BK ingin Indonesia menjadi alternatif kekuatan di antara US dan AS. Lihatlah tatkala BK menukar ke AS menemui Eisenhower lalu penggantinya, JF Kennedy. BK memperpanjang penahanan Allan Pope, pilot CIA yang membantu PRRI/Permesta & ditangkap TNI, lalu menggunakannya sebagai alat tawar meningkatkan militer Indonesia. Dengan menemui Kennedy, BK menukar Allan Pope dengan alutsista dan dengan lobinya pula, Indonesia menjadi negara PERTAMA di luar AS yang bisa memakai pesawat Hercules!

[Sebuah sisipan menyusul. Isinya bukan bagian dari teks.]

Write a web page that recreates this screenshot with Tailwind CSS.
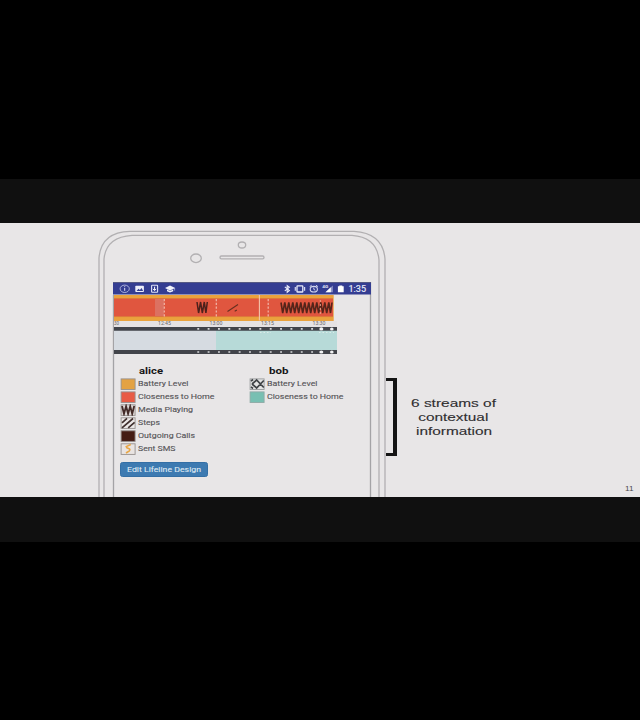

Habis menemui Kennedy, BK ke Kuba. Kongkow sama Castro dan Guevara, saling tukar topi-kopyah, dan melihat gegap gempita revolusi Kuba. Tak berselang lama BK ke Moskow, nemui Nikita Khruschev. Apa yang dilakukan BK? Mendesak agar pemerintah komunis memugar makam Imam Bukhari, sekaligus melakukan pembelian pesawat MiG dan beberapa kapal selam! Tujuannya? Untuk merebut Irian Barat! Operasi Djajawidjaja, Mandala dan Trikora sudah ada di pikiran BK. Tunggu apalagi, amunisi dan alutsista sudah full gear!
Kunjungan ke AS juga strategi memperalat agar Paman Sam menekan Belanda di sidang PBB agar melepas Irian Barat. Maklum, sebagai sekutu dekat yang porak poranda pasca Perang Dunia II, Belanda tergantung Marshal Plan dari AS.

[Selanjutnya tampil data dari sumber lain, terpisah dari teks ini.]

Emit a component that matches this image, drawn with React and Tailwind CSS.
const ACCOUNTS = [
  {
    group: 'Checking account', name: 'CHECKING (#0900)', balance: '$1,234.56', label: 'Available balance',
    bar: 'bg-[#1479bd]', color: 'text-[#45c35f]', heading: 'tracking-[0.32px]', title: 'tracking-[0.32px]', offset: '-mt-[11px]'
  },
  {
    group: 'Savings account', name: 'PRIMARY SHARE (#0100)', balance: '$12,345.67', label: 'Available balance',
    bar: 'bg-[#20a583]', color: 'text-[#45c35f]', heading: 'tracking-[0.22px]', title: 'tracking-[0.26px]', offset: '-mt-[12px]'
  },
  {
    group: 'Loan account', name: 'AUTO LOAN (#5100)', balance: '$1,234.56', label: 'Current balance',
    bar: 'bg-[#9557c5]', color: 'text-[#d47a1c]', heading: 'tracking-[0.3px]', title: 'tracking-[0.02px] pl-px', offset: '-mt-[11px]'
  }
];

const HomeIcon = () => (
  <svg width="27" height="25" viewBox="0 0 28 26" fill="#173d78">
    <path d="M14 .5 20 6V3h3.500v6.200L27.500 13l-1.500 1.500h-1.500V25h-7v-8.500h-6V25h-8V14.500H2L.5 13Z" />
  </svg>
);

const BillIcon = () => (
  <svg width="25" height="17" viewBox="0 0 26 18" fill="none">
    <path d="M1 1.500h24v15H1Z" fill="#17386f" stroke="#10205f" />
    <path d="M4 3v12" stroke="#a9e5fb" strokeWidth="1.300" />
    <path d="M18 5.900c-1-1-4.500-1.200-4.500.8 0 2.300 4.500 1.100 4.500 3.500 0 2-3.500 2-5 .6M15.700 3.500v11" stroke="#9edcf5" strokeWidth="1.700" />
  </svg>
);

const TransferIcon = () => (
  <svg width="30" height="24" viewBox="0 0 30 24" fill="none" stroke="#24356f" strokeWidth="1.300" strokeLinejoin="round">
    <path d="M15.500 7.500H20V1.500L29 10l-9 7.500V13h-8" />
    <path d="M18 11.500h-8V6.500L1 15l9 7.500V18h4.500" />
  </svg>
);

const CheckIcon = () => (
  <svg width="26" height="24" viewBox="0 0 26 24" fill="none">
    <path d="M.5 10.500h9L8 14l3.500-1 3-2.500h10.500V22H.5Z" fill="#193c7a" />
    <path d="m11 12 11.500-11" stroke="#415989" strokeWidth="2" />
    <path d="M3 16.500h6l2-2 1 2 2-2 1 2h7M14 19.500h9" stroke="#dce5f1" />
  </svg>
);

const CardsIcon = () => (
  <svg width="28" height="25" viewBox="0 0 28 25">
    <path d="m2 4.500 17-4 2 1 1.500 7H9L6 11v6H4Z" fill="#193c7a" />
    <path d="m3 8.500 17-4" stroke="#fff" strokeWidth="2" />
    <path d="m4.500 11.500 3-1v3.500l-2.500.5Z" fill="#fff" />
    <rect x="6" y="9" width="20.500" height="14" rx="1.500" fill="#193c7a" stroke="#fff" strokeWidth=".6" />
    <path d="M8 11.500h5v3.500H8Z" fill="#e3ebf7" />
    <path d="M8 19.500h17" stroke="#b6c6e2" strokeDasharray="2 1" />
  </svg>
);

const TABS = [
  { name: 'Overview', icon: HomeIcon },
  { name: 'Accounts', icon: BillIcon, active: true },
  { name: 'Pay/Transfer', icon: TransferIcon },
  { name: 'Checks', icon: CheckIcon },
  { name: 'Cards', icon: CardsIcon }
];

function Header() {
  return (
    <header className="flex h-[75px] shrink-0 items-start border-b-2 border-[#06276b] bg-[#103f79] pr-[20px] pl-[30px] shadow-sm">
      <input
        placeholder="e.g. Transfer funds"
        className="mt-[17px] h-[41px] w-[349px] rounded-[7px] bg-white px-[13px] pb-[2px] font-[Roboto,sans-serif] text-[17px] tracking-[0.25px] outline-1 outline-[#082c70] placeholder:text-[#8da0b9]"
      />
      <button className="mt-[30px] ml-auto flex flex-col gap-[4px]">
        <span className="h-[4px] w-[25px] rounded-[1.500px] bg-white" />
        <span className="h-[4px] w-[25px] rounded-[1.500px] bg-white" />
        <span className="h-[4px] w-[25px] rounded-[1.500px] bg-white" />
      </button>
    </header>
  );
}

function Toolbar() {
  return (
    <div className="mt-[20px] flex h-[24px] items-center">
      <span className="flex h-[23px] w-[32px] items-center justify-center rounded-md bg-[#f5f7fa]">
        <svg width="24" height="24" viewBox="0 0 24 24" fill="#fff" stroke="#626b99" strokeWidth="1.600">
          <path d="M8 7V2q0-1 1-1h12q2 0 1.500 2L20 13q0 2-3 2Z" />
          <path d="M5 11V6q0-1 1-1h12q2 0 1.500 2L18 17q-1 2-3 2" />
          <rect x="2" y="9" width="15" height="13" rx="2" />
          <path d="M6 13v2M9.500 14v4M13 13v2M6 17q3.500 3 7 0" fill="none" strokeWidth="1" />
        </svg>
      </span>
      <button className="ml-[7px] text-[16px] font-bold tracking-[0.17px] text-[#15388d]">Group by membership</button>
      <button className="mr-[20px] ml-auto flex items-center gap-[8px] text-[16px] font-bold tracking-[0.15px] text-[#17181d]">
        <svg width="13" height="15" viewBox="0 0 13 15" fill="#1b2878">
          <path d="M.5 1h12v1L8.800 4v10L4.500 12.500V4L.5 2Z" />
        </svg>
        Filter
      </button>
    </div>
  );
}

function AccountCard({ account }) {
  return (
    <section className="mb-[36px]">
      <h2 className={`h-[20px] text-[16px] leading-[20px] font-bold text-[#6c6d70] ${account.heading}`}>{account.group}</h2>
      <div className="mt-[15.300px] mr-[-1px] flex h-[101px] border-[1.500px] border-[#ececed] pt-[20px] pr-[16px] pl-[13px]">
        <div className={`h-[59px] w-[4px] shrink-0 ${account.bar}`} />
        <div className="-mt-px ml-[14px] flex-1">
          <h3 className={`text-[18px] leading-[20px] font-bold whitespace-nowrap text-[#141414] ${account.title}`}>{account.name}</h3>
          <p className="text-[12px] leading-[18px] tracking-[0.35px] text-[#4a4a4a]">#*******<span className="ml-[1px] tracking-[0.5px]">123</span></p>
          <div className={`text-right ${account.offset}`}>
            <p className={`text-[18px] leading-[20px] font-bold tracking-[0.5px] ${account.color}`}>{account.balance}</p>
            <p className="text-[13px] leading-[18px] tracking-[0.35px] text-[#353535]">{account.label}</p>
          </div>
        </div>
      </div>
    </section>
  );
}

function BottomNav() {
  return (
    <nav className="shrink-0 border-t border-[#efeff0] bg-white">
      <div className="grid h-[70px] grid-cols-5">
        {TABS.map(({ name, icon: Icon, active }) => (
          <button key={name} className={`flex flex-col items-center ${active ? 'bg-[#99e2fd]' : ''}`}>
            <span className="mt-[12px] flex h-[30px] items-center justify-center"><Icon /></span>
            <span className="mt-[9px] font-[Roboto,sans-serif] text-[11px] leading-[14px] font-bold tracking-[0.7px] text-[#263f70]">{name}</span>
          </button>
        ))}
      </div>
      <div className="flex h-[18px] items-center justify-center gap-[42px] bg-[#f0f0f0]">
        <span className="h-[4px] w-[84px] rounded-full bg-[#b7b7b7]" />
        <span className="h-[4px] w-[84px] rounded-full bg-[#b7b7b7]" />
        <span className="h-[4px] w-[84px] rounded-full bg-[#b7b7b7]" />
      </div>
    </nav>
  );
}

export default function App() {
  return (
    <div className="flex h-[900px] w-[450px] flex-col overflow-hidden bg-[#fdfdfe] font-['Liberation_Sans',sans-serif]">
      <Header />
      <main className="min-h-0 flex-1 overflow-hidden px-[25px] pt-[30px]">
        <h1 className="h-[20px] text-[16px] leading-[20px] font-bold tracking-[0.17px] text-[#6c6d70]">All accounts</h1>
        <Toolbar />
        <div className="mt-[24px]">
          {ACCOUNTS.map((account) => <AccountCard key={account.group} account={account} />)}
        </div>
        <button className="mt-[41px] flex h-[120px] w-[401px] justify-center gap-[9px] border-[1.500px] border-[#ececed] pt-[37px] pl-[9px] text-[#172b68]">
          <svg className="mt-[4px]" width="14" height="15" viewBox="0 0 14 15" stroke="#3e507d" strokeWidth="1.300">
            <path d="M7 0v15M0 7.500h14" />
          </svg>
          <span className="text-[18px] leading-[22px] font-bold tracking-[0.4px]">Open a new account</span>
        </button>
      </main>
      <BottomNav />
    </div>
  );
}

Ini belum lagi langkah BK menggerakkan NEFOS sebagai penyeimbang NATO dan Pakta Warsawa, kemudian menyelenggarakan GANEFO sebagai tandingan Olimpiade, lalu menjalin Poros Jakarta-Peking-Moskow yang “kiri”, plus memilin simpul di Delhi, AS bertambah gerah.
Unsur terkuat yang berkompetisi di sekitar BK saat itu ada dua: militer (AD) dan PKI. AS tinggal memanfaatkan satu tangan untuk mengunci tangan yang lain. Akhirnya terjadilah peristiwa G30S/PKI. Kekuatan Sukarnois dipreteli, cita-cita BK amblas seiring geopolitik ekonomi Orde Baru yang condong ke Washington.

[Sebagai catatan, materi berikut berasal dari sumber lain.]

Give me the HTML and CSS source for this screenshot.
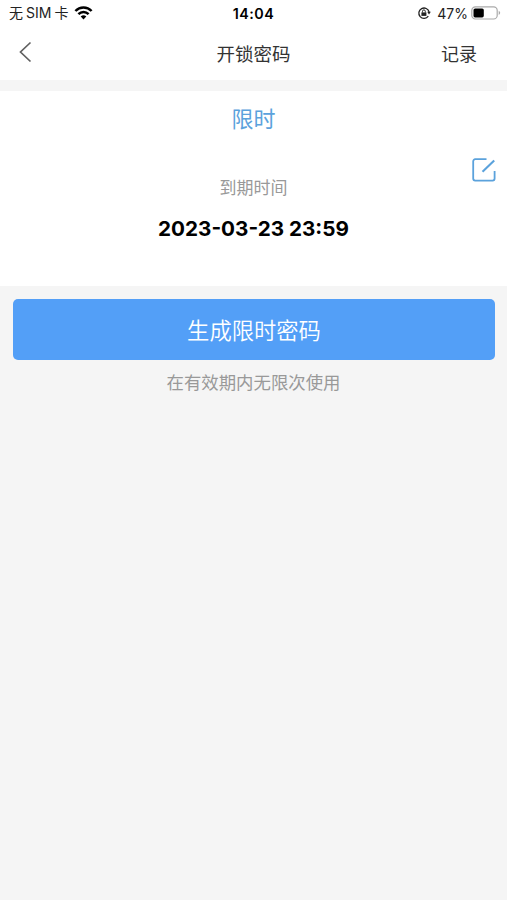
FILE: index.html
```html
<!DOCTYPE html>
<html lang="zh-CN">
<head>
<meta charset="utf-8">
<meta name="viewport" content="width=device-width, initial-scale=1">
<title>开锁密码</title>
<link rel="stylesheet" href="styles.css">
</head>
<body>
<header class="top">
  <div class="status">
    <div class="status-left">
      <span class="carrier"><span>无</span><span class="sim">SIM</span><span>卡</span></span>
      <svg class="wifi" width="19" height="14" viewBox="0 0 18 14" fill="none" stroke="#000" stroke-width="2.5"><path d="M.9 5C5.4.4 12.6.4 17.1 5M3.9 8.1c2.9-2.9 7.3-2.9 10.2 0"/><path d="M6.2 10.5Q9 8 11.8 10.5L9 13.4Z" fill="#000" stroke="none"/></svg>
    </div>
    <span class="clock">14:04</span>
    <div class="status-right">
      <svg class="lock" width="14" height="14" viewBox="0 0 14 14" fill="none" stroke="#222" stroke-width="1.3"><path d="M11.3 10.2A5.2 5.2 0 1 1 12.1 6"/><path d="M10.2 5.8h3.6L12 8.4Z" fill="#222" stroke="none"/><path d="M4.4 6.4h5v3.5h-5z" fill="#222" stroke="none"/><path d="M5.5 6.5V5.3a1.4 1.4 0 0 1 2.8 0v1.2" stroke-width="1"/></svg>
      <span class="percent">47%</span>
      <svg class="battery" width="30" height="14" viewBox="0 0 30 14"><rect x=".8" y=".8" width="25.4" height="12.2" rx="3.6" fill="#fff" stroke="#aaa" stroke-width="1.2"/><rect x="2.5" y="2.4" width="10.3" height="9" rx="1.6"/><path d="M27.7 4.8c2 .8 2 3.4 0 4.2z" fill="#aaa"/></svg>
    </div>
  </div>
  <nav class="nav">
    <svg class="back" width="14" height="22" viewBox="0 0 14 22" fill="none" stroke="#606060" stroke-width="1.7"><path d="M12.5 1.5 2.5 11l10 9.5"/></svg>
    <h1 class="title">开锁密码</h1>
    <span class="records">记录</span>
  </nav>
</header>
<main>
  <section class="card">
    <div class="mode">限时</div>
    <svg class="edit" width="26" height="26" viewBox="0 0 26 26" fill="none" stroke="#5ba2dc" stroke-width="1.8"><path d="M15.5 2.2H4.2a2 2 0 0 0-2 2v17.4a2 2 0 0 0 2 2h17.4a2 2 0 0 0 2-2V14"/><path d="M11.5 14.8 23.2 3.5" stroke-width="2.1"/></svg>
    <div class="label">到期时间</div>
    <div class="date">2023-03-23 23:59</div>
  </section>
  <button class="generate">生成限时密码</button>
  <p class="hint">在有效期内无限次使用</p>
</main>
</body>
</html>
```
FILE: styles.css
```css
* { box-sizing: border-box; }
body {
  margin: 0;
  min-height: 900px;
  background: #f5f5f5;
  color: #000;
  font-family: Inter, "Noto Sans CJK SC", sans-serif;
}
svg { display: block; flex: none; }
.top { height: 80px; background: #fff; }
.status, .nav {
  display: grid;
  grid-template-columns: 1fr auto 1fr;
  align-items: center;
}
.status { height: 26px; padding: 0 6px 0 9px; }
.status-left, .status-right, .carrier { display: flex; align-items: center; }
.status-left { gap: 6px; }
.carrier { gap: 3px; font-size: 14px; line-height: 20px; color: #222; }
.status-right { justify-content: flex-end; }
.clock { margin-left: -3px; font-size: 14.3px; font-weight: 600; letter-spacing: .5px; }
.percent { margin: 0 3px 0 6px; font-size: 14px; color: #222; }
.nav { height: 52px; padding: 0 18px; }
.title { margin: 0; padding-top: 1px; font-size: 18.5px; font-weight: 400; color: #333; }
.records { justify-self: end; margin-right: 12px; padding-top: 1px; font-size: 18px; color: #333; }
.card {
  position: relative;
  height: 195px;
  margin-top: 11px;
  padding-top: 12px;
  background: #fff;
  text-align: center;
}
.mode { font-size: 22px; line-height: 32px; color: #5ba2dc; }
.edit { position: absolute; right: 10px; top: 66px; }
.label { margin-top: 41px; font-size: 17px; line-height: 24px; color: #999; }
.date { margin-top: 15px; font-size: 20.7px; font-weight: 700; line-height: 28px; }
.generate {
  display: block;
  width: calc(100% - 25px);
  height: 61px;
  margin: 13px 12px 0 13px;
  padding: 0 0 2px;
  border: 0;
  border-radius: 5px;
  background: #539ff7;
  color: #fff;
  font: 350 22.3px "Noto Sans CJK SC", sans-serif;
}
.hint { margin: 10px 0 0; font-size: 17.4px; line-height: 26px; text-align: center; color: #999; }
```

Puluhan tahun berlalu, Gus Dur jadi presiden. Yang ia lakukan pertama kali adalah menghimpun ulang kekuatan Asia Afrika dan menghidupkan poros Jakarta-Peking (Beijing)-Moskow. GD ke Venezuela, belajar nasionalisasi ala Hugo Chavez. Ia ke Brazil, membuka peluang impor kedelai langsung dari Brazil, sekaligus memotong impor kedelai dari AS (yang juga impor dari Brazil). Ia pergi ke AS, bertemu Clinton, lobi pencabutan embargo militer. Ia ke Kuba, belajar kepada Castro seputar program kesehatan pro rakyat. GD juga ke Palestina, mencoba mendamaikan Fatah dan Hamas. Semua dilakukan. Di Indonesia, politisi senayan geger, menyebut GD cuma darmawisata. Ini statement paling dungu! GD kesulitan melihat, Bu Shinta juga memakai kursi roda, mau menikmati wisata apa di luar negeri?!
Ambon bergolak. GD tahu ini bukan konflik agama, tapi perebutan SDA dan endingnya pada pemekaran wilayah. Aktornya juga orang Jakarta. Untuk mengecoh fokus media yang malah merumitkan permasalahan, GD bikin statemen jika Jenderal K adalah aktor konflik. Media penasaran, GD menjawab Jenderal berinisial K adalah Jenderal “Kunyuk”. Media dan politisi semakin mumet. Saat konsentrasi media dan politisi terpecah inilah GD mengutus KH. Tolchah Hasan menginvestigasi kasus Ambon. Selain itu ada fakta menarik bahwa logistik konflik Ambon mengalir dari Arab kepada Laskar Jihad. Langsung saja GD kontak “klik”-nya di Arab agar menyetop dana logistik perang. Karena sumber logistiknya macet, Laskar Jihad bubar. Macetnya dana ini juga pernah disampaikan Jakfar Umar Thalib.
Upaya GD membentengi agar Indonesia tetap bersatu sebagai bangsa persis yang dilakukan BK. Sungguhpun upaya keduanya menghadapi manusia bebal sesama anak bangsa, yang berpikiran sumbu pendek, yang menyebabkan kejatuhan mereka berdua! BK dan GD sering kontroversial dalam statemen, tapi perbuatan mereka selalu KONSISTEN dalam rel KeBangsaan dan jalur keIndonesiaan!